- Request -
Extract all of the data and reproduce it precisely.

- Material -

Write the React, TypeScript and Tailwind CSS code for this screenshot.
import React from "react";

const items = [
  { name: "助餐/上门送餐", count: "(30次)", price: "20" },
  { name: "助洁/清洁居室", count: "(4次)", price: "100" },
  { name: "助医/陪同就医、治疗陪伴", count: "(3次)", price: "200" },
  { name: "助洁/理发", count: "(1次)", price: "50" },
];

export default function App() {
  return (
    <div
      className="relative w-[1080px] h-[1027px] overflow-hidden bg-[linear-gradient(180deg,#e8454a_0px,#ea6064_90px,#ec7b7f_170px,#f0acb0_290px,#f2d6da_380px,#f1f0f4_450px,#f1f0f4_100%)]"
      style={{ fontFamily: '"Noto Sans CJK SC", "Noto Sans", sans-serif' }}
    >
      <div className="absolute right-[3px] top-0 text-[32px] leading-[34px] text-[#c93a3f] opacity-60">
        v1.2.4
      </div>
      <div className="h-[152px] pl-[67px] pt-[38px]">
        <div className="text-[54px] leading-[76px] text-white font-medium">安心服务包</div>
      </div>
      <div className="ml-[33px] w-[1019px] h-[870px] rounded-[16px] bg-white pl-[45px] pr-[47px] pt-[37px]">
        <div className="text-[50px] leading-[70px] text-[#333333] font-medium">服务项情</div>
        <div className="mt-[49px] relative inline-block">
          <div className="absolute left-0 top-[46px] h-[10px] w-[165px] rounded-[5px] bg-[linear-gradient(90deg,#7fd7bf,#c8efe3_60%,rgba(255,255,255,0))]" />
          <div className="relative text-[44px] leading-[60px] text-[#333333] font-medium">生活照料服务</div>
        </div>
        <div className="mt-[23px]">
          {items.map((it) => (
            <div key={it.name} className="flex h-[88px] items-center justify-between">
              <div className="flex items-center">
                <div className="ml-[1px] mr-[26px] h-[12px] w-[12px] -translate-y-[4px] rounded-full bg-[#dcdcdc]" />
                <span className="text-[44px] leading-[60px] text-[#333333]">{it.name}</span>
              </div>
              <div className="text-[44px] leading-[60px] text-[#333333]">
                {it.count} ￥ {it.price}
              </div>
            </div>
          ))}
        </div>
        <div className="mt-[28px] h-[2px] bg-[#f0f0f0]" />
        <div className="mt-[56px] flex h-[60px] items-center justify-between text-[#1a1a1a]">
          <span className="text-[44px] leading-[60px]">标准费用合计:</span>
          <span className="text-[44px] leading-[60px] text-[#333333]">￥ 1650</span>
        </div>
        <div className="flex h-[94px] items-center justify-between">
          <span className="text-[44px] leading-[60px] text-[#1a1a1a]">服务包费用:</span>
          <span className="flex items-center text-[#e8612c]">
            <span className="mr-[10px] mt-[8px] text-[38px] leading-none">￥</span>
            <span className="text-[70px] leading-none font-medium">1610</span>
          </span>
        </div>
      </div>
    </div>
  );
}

- Solution to this problem -
Write the React, TypeScript and Tailwind CSS code for this screenshot.
import React from "react";

const items = [
  { name: "助餐/上门送餐", count: "(30次)", price: "20" },
  { name: "助洁/清洁居室", count: "(4次)", price: "100" },
  { name: "助医/陪同就医、治疗陪伴", count: "(3次)", price: "200" },
  { name: "助洁/理发", count: "(1次)", price: "50" },
];

export default function App() {
  return (
    <div
      className="relative w-[1080px] h-[1027px] overflow-hidden bg-[linear-gradient(180deg,#e8454a_0px,#ea6064_90px,#ec7b7f_170px,#f0acb0_290px,#f2d6da_380px,#f1f0f4_450px,#f1f0f4_100%)]"
      style={{ fontFamily: '"Noto Sans CJK SC", "Noto Sans", sans-serif' }}
    >
      <div className="absolute right-[3px] top-0 text-[32px] leading-[34px] text-[#c93a3f] opacity-60">
        v1.2.4
      </div>
      <div className="h-[152px] pl-[67px] pt-[38px]">
        <div className="text-[54px] leading-[76px] text-white font-medium">安心服务包</div>
      </div>
      <div className="ml-[33px] w-[1019px] h-[870px] rounded-[16px] bg-white pl-[45px] pr-[47px] pt-[37px]">
        <div className="text-[50px] leading-[70px] text-[#333333] font-medium">服务项情</div>
        <div className="mt-[49px] relative inline-block">
          <div className="absolute left-0 top-[46px] h-[10px] w-[165px] rounded-[5px] bg-[linear-gradient(90deg,#7fd7bf,#c8efe3_60%,rgba(255,255,255,0))]" />
          <div className="relative text-[44px] leading-[60px] text-[#333333] font-medium">生活照料服务</div>
        </div>
        <div className="mt-[23px]">
          {items.map((it) => (
            <div key={it.name} className="flex h-[88px] items-center justify-between">
              <div className="flex items-center">
                <div className="ml-[1px] mr-[26px] h-[12px] w-[12px] -translate-y-[4px] rounded-full bg-[#dcdcdc]" />
                <span className="text-[44px] leading-[60px] text-[#333333]">{it.name}</span>
              </div>
              <div className="text-[44px] leading-[60px] text-[#333333]">
                {it.count} ￥ {it.price}
              </div>
            </div>
          ))}
        </div>
        <div className="mt-[28px] h-[2px] bg-[#f0f0f0]" />
        <div className="mt-[56px] flex h-[60px] items-center justify-between text-[#1a1a1a]">
          <span className="text-[44px] leading-[60px]">标准费用合计:</span>
          <span className="text-[44px] leading-[60px] text-[#333333]">￥ 1650</span>
        </div>
        <div className="flex h-[94px] items-center justify-between">
          <span className="text-[44px] leading-[60px] text-[#1a1a1a]">服务包费用:</span>
          <span className="flex items-center text-[#e8612c]">
            <span className="mr-[10px] mt-[8px] text-[38px] leading-none">￥</span>
            <span className="text-[70px] leading-none font-medium">1610</span>
          </span>
        </div>
      </div>
    </div>
  );
}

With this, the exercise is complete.